• Work instructions: Retype exactly the lines from the first one through the line with "const GREEN = '#00ff00';", including both ends; skip any pictures.
==== Supplied information ====
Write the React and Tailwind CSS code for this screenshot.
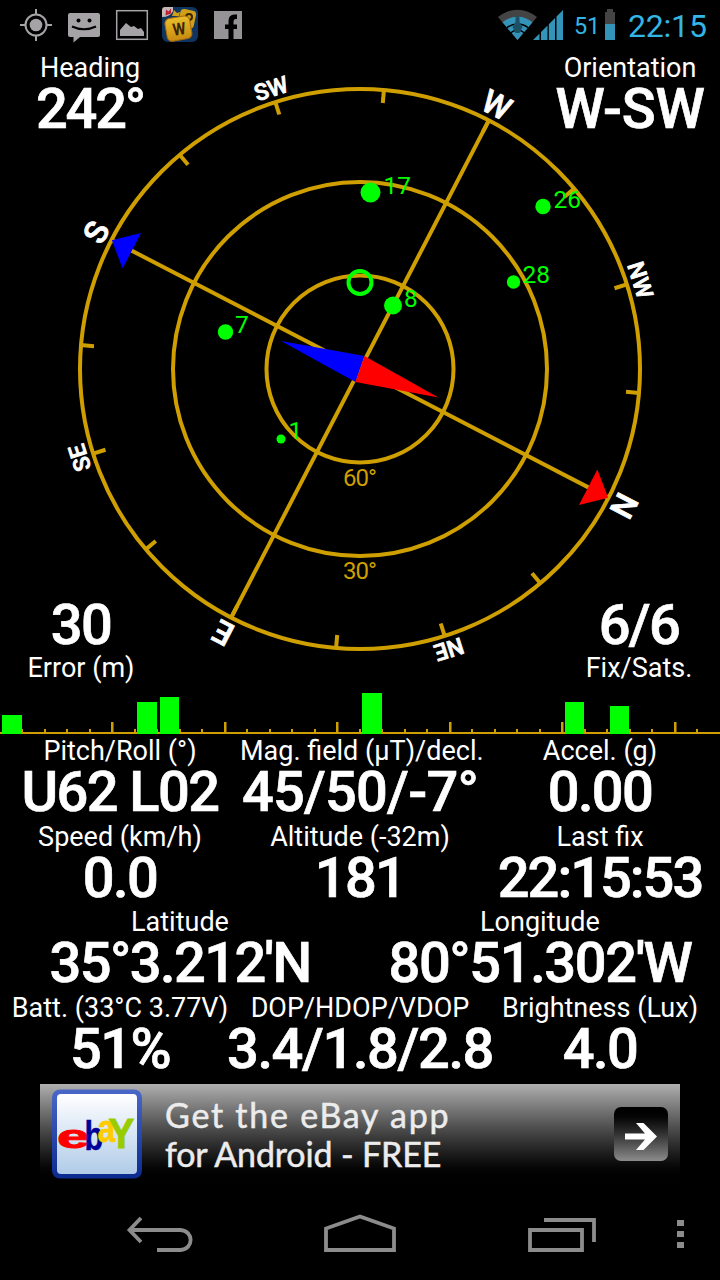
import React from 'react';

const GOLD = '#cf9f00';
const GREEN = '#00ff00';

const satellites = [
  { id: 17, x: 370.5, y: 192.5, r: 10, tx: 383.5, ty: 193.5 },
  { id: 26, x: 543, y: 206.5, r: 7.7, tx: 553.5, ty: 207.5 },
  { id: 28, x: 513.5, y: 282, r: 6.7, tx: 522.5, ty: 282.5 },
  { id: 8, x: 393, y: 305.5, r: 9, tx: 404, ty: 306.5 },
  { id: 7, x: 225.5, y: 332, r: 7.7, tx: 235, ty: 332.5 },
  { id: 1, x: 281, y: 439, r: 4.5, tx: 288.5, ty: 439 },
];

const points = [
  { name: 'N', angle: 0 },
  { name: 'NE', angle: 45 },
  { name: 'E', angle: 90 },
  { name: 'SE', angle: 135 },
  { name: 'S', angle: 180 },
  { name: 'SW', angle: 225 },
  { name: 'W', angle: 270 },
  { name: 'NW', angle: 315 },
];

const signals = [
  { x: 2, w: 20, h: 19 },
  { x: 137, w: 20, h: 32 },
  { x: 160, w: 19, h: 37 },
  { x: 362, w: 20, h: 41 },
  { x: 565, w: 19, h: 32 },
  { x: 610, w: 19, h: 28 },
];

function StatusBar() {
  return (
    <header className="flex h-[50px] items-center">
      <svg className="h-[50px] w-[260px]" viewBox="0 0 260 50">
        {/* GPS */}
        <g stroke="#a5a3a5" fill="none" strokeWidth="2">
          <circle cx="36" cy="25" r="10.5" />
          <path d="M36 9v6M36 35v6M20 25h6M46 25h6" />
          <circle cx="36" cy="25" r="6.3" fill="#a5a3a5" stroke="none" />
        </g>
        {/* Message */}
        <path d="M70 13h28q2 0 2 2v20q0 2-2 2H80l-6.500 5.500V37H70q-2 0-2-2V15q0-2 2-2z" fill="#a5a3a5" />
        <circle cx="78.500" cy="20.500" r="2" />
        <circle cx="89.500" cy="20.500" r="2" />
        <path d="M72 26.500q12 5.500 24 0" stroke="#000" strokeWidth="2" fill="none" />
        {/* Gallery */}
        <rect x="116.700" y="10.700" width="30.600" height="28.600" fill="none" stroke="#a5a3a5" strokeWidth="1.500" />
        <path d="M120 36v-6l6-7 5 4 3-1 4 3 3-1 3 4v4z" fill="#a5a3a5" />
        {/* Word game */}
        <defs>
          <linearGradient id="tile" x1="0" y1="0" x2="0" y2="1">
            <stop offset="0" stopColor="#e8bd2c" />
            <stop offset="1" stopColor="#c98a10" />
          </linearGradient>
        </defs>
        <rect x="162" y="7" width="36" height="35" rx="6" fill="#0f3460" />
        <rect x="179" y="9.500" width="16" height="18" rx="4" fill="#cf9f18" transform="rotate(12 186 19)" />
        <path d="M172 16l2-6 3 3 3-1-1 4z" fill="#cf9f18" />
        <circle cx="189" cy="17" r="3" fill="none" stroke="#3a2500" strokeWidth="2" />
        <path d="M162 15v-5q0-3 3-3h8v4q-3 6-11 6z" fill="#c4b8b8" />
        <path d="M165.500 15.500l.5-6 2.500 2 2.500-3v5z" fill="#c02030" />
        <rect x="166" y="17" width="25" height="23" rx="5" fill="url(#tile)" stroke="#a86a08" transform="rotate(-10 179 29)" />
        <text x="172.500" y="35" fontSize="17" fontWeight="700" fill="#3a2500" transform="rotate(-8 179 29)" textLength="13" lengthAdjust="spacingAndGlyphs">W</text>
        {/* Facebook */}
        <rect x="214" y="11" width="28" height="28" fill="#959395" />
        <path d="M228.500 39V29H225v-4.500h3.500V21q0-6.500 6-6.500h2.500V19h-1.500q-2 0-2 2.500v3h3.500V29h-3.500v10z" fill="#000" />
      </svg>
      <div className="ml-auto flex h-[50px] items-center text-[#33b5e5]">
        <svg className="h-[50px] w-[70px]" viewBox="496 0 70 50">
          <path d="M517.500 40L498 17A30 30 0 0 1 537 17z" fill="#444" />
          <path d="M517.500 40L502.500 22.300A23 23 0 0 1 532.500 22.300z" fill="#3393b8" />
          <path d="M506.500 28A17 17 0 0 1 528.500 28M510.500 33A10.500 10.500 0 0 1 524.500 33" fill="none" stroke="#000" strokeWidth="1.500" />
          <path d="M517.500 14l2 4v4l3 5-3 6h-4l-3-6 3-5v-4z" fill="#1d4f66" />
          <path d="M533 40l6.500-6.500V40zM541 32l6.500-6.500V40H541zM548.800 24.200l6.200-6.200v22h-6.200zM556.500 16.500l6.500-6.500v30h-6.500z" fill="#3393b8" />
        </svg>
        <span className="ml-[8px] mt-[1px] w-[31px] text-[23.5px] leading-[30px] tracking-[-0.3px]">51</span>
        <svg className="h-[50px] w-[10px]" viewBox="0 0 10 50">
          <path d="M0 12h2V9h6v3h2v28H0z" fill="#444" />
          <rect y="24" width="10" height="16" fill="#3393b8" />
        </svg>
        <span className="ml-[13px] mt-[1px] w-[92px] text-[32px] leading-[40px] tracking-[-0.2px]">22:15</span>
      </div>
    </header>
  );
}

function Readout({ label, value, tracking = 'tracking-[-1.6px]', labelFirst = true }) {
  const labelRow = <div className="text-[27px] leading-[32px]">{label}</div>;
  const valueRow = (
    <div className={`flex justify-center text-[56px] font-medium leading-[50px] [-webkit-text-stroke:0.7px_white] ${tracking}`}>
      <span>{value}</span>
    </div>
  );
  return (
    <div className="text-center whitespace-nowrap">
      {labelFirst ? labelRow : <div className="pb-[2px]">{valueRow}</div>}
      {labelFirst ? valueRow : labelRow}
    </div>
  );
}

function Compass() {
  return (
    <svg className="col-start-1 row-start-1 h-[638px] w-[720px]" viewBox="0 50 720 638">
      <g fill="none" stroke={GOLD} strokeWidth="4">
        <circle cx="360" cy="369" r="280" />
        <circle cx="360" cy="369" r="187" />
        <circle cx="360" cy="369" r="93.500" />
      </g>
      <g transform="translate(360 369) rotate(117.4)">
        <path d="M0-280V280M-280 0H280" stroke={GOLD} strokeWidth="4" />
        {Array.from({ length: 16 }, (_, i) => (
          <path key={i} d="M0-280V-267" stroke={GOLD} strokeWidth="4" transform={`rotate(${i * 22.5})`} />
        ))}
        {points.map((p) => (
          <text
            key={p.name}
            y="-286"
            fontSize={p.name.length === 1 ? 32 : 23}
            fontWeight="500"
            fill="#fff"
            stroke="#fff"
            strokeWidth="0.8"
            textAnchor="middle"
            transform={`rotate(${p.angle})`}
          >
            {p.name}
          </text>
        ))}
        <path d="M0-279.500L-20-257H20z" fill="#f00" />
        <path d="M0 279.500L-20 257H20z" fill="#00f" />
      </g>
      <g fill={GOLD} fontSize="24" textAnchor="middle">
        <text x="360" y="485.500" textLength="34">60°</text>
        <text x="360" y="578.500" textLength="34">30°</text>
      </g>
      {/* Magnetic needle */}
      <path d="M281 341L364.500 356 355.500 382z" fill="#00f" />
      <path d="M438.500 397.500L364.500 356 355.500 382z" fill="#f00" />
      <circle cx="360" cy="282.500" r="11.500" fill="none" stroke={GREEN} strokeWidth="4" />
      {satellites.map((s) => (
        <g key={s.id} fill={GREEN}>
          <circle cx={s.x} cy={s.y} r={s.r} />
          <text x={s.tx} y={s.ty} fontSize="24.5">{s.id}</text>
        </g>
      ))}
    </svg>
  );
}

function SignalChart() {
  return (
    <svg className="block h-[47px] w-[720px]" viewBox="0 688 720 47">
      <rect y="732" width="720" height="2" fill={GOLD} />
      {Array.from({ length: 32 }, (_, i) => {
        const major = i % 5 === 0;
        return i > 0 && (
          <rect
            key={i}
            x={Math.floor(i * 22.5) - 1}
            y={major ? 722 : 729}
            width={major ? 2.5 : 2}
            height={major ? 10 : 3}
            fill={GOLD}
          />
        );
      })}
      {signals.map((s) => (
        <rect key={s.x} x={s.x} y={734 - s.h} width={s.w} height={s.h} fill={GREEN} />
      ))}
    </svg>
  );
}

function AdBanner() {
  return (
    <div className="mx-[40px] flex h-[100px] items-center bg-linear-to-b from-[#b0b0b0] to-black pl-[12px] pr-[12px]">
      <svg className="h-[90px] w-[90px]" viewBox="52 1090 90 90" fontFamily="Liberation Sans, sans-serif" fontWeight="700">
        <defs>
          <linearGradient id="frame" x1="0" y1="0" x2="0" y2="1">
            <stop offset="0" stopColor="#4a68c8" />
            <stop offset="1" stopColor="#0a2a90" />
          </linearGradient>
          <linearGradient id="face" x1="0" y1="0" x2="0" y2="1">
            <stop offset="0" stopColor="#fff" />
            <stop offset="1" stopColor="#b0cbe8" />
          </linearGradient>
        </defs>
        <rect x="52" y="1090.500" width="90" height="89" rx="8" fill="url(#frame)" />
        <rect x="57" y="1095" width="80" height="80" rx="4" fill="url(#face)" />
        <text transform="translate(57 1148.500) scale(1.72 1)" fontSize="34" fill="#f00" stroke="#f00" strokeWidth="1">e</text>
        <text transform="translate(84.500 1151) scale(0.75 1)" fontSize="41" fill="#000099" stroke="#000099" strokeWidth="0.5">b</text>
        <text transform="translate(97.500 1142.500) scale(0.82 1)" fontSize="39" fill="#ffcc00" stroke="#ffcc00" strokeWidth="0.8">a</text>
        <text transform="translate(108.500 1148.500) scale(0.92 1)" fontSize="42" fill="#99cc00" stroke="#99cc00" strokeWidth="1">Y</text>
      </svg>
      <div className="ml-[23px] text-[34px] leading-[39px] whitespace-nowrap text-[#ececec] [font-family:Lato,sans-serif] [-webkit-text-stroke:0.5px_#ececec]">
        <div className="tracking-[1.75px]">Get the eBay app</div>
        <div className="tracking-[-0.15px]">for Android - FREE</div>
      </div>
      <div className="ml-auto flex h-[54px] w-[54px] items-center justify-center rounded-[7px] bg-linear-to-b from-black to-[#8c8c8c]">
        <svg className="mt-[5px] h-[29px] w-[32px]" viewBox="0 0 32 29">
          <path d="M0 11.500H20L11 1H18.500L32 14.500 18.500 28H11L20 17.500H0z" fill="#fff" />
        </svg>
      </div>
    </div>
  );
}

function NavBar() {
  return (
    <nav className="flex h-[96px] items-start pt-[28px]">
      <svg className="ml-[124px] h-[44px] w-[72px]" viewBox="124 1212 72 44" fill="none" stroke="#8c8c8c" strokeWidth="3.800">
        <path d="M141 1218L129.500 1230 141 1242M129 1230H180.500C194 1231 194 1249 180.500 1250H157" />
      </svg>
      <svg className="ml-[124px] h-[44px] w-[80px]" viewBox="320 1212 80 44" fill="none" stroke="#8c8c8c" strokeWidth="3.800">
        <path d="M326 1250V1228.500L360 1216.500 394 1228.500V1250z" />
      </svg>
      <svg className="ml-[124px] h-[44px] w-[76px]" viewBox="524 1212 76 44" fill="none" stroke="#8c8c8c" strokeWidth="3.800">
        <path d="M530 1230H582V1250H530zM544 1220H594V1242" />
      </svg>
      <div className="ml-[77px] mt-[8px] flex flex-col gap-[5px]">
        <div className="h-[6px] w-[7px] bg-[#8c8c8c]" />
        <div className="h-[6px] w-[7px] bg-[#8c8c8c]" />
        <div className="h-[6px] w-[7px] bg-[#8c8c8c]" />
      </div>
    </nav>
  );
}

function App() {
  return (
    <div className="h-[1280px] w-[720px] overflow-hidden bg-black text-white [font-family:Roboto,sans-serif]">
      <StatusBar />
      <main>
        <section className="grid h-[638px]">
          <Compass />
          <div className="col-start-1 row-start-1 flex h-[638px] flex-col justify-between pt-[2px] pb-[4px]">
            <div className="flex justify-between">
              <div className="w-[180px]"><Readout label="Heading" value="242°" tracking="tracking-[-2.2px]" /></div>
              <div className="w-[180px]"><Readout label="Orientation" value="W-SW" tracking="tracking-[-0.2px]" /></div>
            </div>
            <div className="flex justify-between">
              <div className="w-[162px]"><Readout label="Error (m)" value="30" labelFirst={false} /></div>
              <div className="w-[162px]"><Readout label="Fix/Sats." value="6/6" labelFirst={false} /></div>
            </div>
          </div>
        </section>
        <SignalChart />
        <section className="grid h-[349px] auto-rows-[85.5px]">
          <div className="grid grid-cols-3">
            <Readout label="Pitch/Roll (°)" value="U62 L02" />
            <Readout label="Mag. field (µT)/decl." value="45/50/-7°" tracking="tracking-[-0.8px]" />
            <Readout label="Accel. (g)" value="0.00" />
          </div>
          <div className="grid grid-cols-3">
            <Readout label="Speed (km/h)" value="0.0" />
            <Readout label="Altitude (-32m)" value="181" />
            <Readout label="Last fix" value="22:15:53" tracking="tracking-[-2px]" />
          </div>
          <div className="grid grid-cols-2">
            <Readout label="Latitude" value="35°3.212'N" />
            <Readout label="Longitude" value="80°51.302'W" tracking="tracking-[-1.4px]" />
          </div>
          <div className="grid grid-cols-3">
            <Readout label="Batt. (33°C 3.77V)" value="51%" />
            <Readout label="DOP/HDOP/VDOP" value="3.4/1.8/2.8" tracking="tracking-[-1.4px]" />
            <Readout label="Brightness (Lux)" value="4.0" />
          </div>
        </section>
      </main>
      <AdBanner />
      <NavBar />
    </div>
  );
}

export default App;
====
• Response:
Write the React and Tailwind CSS code for this screenshot.
import React from 'react';

const GOLD = '#cf9f00';
const GREEN = '#00ff00';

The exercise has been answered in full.